Deciphering the structural and biochemical aspects of xylosidase from Pseudopedobacter saltans

Xylose, a key constituent of the heterogeneous hemicellulose polymer, occurs in lignocellulosic biomass and forms xylan polymers through β-1,4 glycosidic linkages. The β-1,4-xylosidase enzyme was isolated from Pseudopedobacter saltans (PsGH43) to find an effective enzyme with enhanced activity to depolymerize xylo-oligosaccharides. β-1,4-xylosidase belongs to the GH43¹ family as classified in the Carbohydrate-Active Enzyme Database (CAZy). PsGH43² was found to be active only on xylose-based substrate, 4NPX³, with maximum activity occurring at a pH 7 and 30 °C (K_m 1.96 ± 0.2 mM and V_max 0.43 mM/min). The study also confirms the influence of Ca²⁺ ions on enzymatic activity and thermal stability.
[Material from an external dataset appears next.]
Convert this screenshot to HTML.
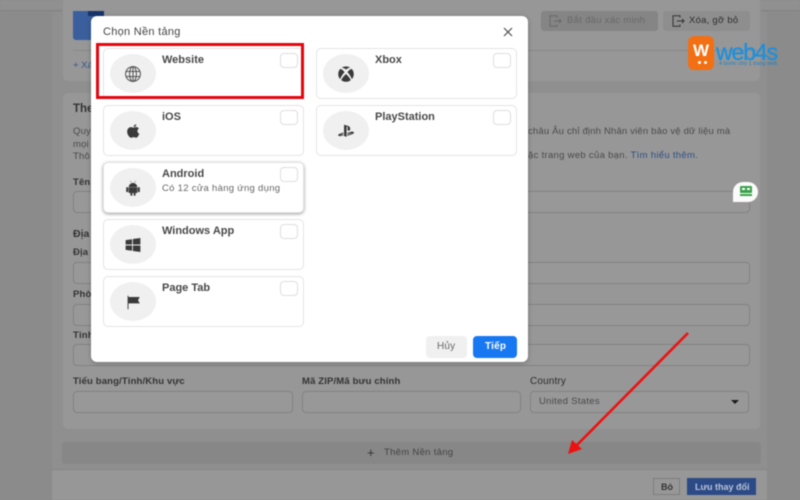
<!DOCTYPE html>
<html lang="vi"><head><meta charset="utf-8"><title>Chọn Nền tảng</title>
<style>
html,body{margin:0;padding:0;width:800px;height:500px;overflow:hidden;background:#8b8b8b}
body{font-family:"Liberation Sans",Arial,sans-serif;position:relative}
#wrap{position:absolute;left:0;top:0;width:800px;height:500px;filter:blur(.45px)}
.a{position:absolute;box-sizing:border-box}
.t{position:absolute;white-space:nowrap;line-height:14px}
.card{background:#979797;border:1px solid #8f8f8f;border-radius:6px}
.in{background:#989898;border:1px solid #828282;border-radius:4px;height:22px}
.lb{font-weight:bold;font-size:9.5px;color:#333;letter-spacing:.15px}
.p{font-size:9.5px;color:#4a4a4a;letter-spacing:.18px}
.m{background:#fff;border:1px solid #e4e4e4;border-radius:5px;width:201px;height:51px}
.c{position:absolute;left:6px;top:5px;width:46px;height:39px;border-radius:50%;background:#f0f0f0}
.c svg{position:absolute;left:14px;top:10.5px;width:18px;height:18px}
.n{position:absolute;left:58px;top:3.5px;font-weight:bold;font-size:11px;color:#484848;line-height:14px;white-space:nowrap}
.s{position:absolute;left:58px;top:18.5px;font-size:9.5px;color:#666;letter-spacing:.3px;line-height:14px;white-space:nowrap}
.k{position:absolute;left:176px;top:4px;width:18px;height:15px;border:1px solid #dedede;border-radius:4px;box-sizing:border-box}
</style></head><body><div id="wrap">
<div class="a" style="left:0;top:0;width:800px;height:11px;background:#909090;border-bottom:1px solid #838383"></div>
<div class="a" style="left:52px;top:12px;width:715px;height:458px;background:#8f8f8f"></div>
<div class="a" style="left:52px;top:469px;width:715px;height:31px;background:#979797;border-top:1px solid #858585"></div>

<div class="a card" style="left:62px;top:-10px;width:699px;height:92px"></div>
<div class="a" style="left:73px;top:11px;width:30px;height:29px;background:#3a5f9c;border-radius:0 0 0 3px"></div>
<div class="a" style="left:88px;top:11px;width:16px;height:5px;background:#17336a"></div>
<div class="a" style="left:73px;top:50px;width:688px;height:1px;background:#878787"></div>
<div class="t" style="left:73px;top:59px;font-size:9.5px;color:#34558f">+ Xá</div>
<div class="a" style="left:541px;top:11px;width:117px;height:20px;background:#858585;border-radius:3px"></div>
<div class="t" style="left:567px;top:13.500px;font-size:9.5px;color:#686868;letter-spacing:.3px">Bắt đầu xác minh</div>
<svg class="a" style="left:549px;top:15px" width="13" height="12" viewBox="0 0 13 12" fill="none" stroke="#686868"><path d="M8 2.500V.7H1V11.300H8V9.500M5 6H12M10 4L12 6L10 8"/></svg>
<div class="a" style="left:663px;top:11px;width:87px;height:20px;background:#8e8e8e;border-radius:3px"></div>
<div class="t" style="left:689px;top:13.500px;font-size:9.5px;color:#2e2e2e;letter-spacing:.25px">Xóa, gỡ bỏ</div>
<svg class="a" style="left:672px;top:15px" width="13" height="12" viewBox="0 0 13 12" fill="none" stroke="#333"><path d="M8 2.500V.7H1V11.300H8V9.500M5 6H12M10 4L12 6L10 8"/></svg>

<div class="a card" style="left:62px;top:92px;width:699px;height:338px"></div>
<div class="t" style="left:73px;top:102px;font-size:11.5px;font-weight:bold;color:#333">The</div>
<div class="t p" style="left:73px;top:125px">Quy</div>
<div class="t p" style="left:73px;top:138px">mọi</div>
<div class="t p" style="left:73px;top:150px">Thô</div>
<div class="t p" style="left:528px;top:125px">châu Âu chỉ định Nhân viên bảo vệ dữ liệu mà</div>
<div class="t p" style="left:528px;top:149px;letter-spacing:.3px">ặc trang web của bạn. <span style="color:#2d5187">Tìm hiểu thêm.</span></div>
<div class="t lb" style="left:73px;top:176px">Tên</div>
<div class="a in" style="left:73px;top:191px;width:677px"></div>
<div class="t" style="left:73px;top:227px;font-size:10.5px;font-weight:bold;color:#333">Địa</div>
<div class="t lb" style="left:73px;top:246px">Địa</div>
<div class="a in" style="left:73px;top:262px;width:677px"></div>
<div class="t lb" style="left:73px;top:288px">Phò</div>
<div class="a in" style="left:73px;top:304px;width:677px"></div>
<div class="t lb" style="left:73px;top:329px">Tỉnh</div>
<div class="a in" style="left:73px;top:344px;width:677px"></div>
<div class="t lb" style="left:73px;top:375px">Tiểu bang/Tỉnh/Khu vực</div>
<div class="a in" style="left:73px;top:391px;width:220px"></div>
<div class="t lb" style="left:302px;top:375px">Mã ZIP/Mã bưu chính</div>
<div class="a in" style="left:302px;top:391px;width:219px"></div>
<div class="t lb" style="left:530px;top:375px;font-weight:normal;color:#2c2c2c;font-size:10px">Country</div>
<div class="a in" style="left:530px;top:391px;width:219px"></div>
<div class="t p" style="left:539px;top:395px;color:#484848;letter-spacing:.3px">United States</div>
<div class="a" style="left:731px;top:400px;width:0;height:0;border:4px solid transparent;border-top:4px solid #1c1c1c"></div>

<div class="a" style="left:62px;top:442px;width:699px;height:22px;background:#878787;border-radius:3px"></div>
<div class="t" style="left:367px;top:446px;font-size:13px;color:#333">+</div>
<div class="t" style="left:384px;top:445.500px;font-size:9.5px;color:#444;letter-spacing:.3px">Thêm Nền tảng</div>

<div class="a" style="left:653px;top:478px;width:27px;height:17px;border:1px solid #7e7e7e;background:#979797"></div>
<div class="t" style="left:661px;top:479.500px;font-size:9px;font-weight:bold;color:#333">Bỏ</div>
<div class="a" style="left:687px;top:478px;width:69px;height:17px;background:#2b4a86"></div>
<div class="t" style="left:695px;top:479.500px;font-size:9px;font-weight:bold;color:#b9c3d6">Lưu thay đổi</div>

<!-- logo -->
<div class="a" style="left:688px;top:36px;width:26px;height:34px;background:#f26f13;border-radius:6px"></div>
<div class="t" style="left:693px;top:42px;font-size:17px;font-weight:bold;color:#fff;line-height:17px">W</div>
<div class="a" style="left:698px;top:61px;width:3px;height:3px;border-radius:50%;background:#fff"></div>
<div class="a" style="left:704px;top:61px;width:3px;height:3px;border-radius:50%;background:#fff"></div>
<div class="t" style="left:716px;top:40px;font-size:23px;color:#1b90de;letter-spacing:-1.1px;line-height:24px;-webkit-text-stroke:.3px #1b90de">web4s</div>
<div class="t" style="left:719px;top:59.500px;font-size:5.500px;color:#1f7fc0;line-height:8px">4 bước cho 1 trang web</div>

<!-- chat bubble -->
<div class="a" style="left:733px;top:182px;width:25px;height:20px;background:#fafafa;border-radius:10px 10px 10px 0"></div>
<div class="a" style="left:740px;top:186px;width:12px;height:7px;background:#3aa14a;border-radius:1px"></div>
<div class="a" style="left:742px;top:188px;width:3px;height:2px;background:#fff"></div>
<div class="a" style="left:747px;top:188px;width:3px;height:2px;background:#fff"></div>
<div class="a" style="left:740px;top:194px;width:12px;height:2px;background:#3aa14a"></div>

<!-- arrow -->
<svg class="a" style="left:560px;top:325px" width="135" height="135" viewBox="0 0 135 135"><path d="M128 8L14 123" stroke="#ee1111" stroke-width="2.600" fill="none"/><path d="M8 129L12 115L22 124Z" fill="#ee1111"/></svg>

<!-- modal -->
<div class="a" style="left:91px;top:16px;width:437px;height:346px;background:#fff;border-radius:6px;box-shadow:0 1px 5px rgba(0,0,0,.25)"></div>
<div class="t" style="left:103px;top:25px;font-size:11px;color:#444;letter-spacing:.28px">Chọn Nền tảng</div>
<svg class="a" style="left:503px;top:27px" width="10" height="10" viewBox="0 0 10 10"><path d="M1 1L9 9M9 1L1 9" stroke="#444" stroke-width="1.1"/></svg>

<div class="a m" style="left:103px;top:48px"><div class="c"><svg viewBox="0 0 20 20" fill="none" stroke="#555" stroke-width="1.2"><circle cx="10" cy="10" r="8.2"/><ellipse cx="10" cy="10" rx="3.8" ry="8.2"/><path d="M10 2V18M2.200 7.200H17.800M2.200 12.800H17.800"/></svg></div><div class="n">Website</div><div class="k"></div></div>

<div class="a m" style="left:103px;top:105px"><div class="c"><svg viewBox="0 0 20 20" fill="#3a3a3a"><path d="M13.600 2.600c.1 1.500-1.300 3-2.900 2.900-.1-1.500 1.400-3 2.900-2.900zM10.600 6.300c.7 0 1.500-.7 2.800-.7 1.200 0 2.400.6 3.100 1.700-2.400 1.400-2 4.800.5 5.800-.6 1.700-2 4.400-3.500 4.400-1 0-1.400-.7-2.700-.7s-1.800.7-2.700.7C6.100 17.500 3.500 13.900 3.500 10.700c0-3 1.900-5 4.200-5 1.200 0 2.100.6 2.900.6z"/></svg></div><div class="n">iOS</div><div class="k"></div></div>

<div class="a m" style="left:103px;top:162px;box-shadow:0 1px 3px rgba(0,0,0,.4)"><div class="c"><svg viewBox="0 0 20 20" fill="#3a3a3a"><path d="M5.500 8.200A4.600 4.600 0 0 1 14.500 8.200V8.600H5.500ZM5.500 9.400H14.500V15.400H12.600V18.300H11V15.400H9V18.300H7.400V15.400H5.500ZM2.700 9.400H4.500V14.300H2.700ZM15.500 9.400H17.300V14.300H15.500ZM7 2L8 3.800M13 2L12 3.800" stroke="#3a3a3a" stroke-width=".5"/></svg></div><div class="n">Android</div><div class="s">Có 12 cửa hàng ứng dụng</div><div class="k"></div></div>

<div class="a m" style="left:103px;top:219px"><div class="c"><svg viewBox="0 0 20 20" fill="#3a3a3a"><path d="M1.800 4.600L8.900 3.600V9.500H1.800ZM9.900 3.400L18.200 2.200V9.500H9.900ZM1.800 10.500H8.900V16.400L1.800 15.400ZM9.900 10.500H18.200V17.800L9.900 16.600Z"/></svg></div><div class="n">Windows App</div><div class="k"></div></div>

<div class="a m" style="left:103px;top:276px"><div class="c"><svg viewBox="0 0 20 20" fill="#3a3a3a"><path d="M4 3H5V18H4Z"/><path d="M5 4.500H17.500L15.600 8L17.500 11.500H5Z"/></svg></div><div class="n">Page Tab</div><div class="k"></div></div>

<div class="a m" style="left:316px;top:48px"><div class="c"><svg viewBox="0 0 20 20" fill="#3a3a3a"><path d="M10 1.500A8.500 8.500 0 0 1 15 3.100C13.500 2.700 11.600 3.700 10 5 8.400 3.700 6.500 2.700 5 3.100A8.500 8.500 0 0 1 10 1.500ZM3.500 4.500C5 4.300 6.800 6 8.400 7.900 6 10.500 4.300 13.500 3.500 15.700A8.500 8.500 0 0 1 3.500 4.500ZM16.500 4.500A8.500 8.500 0 0 1 16.500 15.700C15.700 13.500 14 10.500 11.600 7.900 13.200 6 15 4.300 16.500 4.500ZM10 10C12.300 12 14.500 14.700 15.300 16.800A8.500 8.500 0 0 1 4.700 16.800C5.500 14.700 7.700 12 10 10Z"/></svg></div><div class="n">Xbox</div><div class="k"></div></div>

<div class="a m" style="left:316px;top:105px"><div class="c"><svg viewBox="0 0 20 20" fill="#3a3a3a"><path d="M7.800 3L11.800 4.200C14 4.900 14.700 6 14.700 7.700 14.700 9.400 13.400 10.200 11.800 9.500V5.800C11.800 5.300 11.600 5.100 11.200 5 10.900 4.900 10.700 5.100 10.700 5.600V16.500L7.800 15.600ZM7 11.600L3.400 12.900C1.800 13.500 1 14.200 1.300 14.900 1.700 15.600 3 15.800 4.500 15.500L7 14.700V13.500L4.900 14.200C4.200 14.400 3.800 14.200 4.300 13.900L7 12.900ZM11.500 12.200L15.300 10.900C16.900 10.500 18.600 10.900 18.800 11.700 19 12.500 18.200 13 16.900 13.500L11.500 15.400V14.200L15.400 12.800C16 12.600 15.900 12.200 15.200 12.300L11.500 13.500Z"/></svg></div><div class="n">PlayStation</div><div class="k"></div></div>

<div class="a" style="left:96px;top:43px;width:208px;height:56px;border:3px solid #e5050d"></div>

<div class="a" style="left:426px;top:336px;width:41px;height:22px;background:#f0f0f0;border-radius:4px"></div>
<div class="t" style="left:437px;top:340px;font-size:10px;color:#666;letter-spacing:.2px">Hủy</div>
<div class="a" style="left:473px;top:336px;width:44px;height:22px;background:#1778f2;border-radius:4px"></div>
<div class="t" style="left:485px;top:340px;font-size:10px;font-weight:bold;color:#fff;letter-spacing:.2px">Tiếp</div>
</div></body></html>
Subsequently, native PsGH43 was crystallized at optimum conditions and the structure was determined at 2.5 Å resolution. Crystallographic analysis revealed an asymmetric unit containing eight monomers and 16 calcium ions wherein a tetramer constituted the functional unit. Each monomer exhibits a characteristic GH43 N-terminal β-propeller fold that serves as a catalytic domain accommodating one calcium ion in the centre, while the C-terminal β-sandwich fold associated with the CBM6⁴ family preserves another calcium ion. Our study reveals a novel tetrameric arrangement of β-1,4-xylosidase which unravels its functional indispensability. This study opens newer avenues to engineer a potential enzyme for biofuel and bioethanol industry.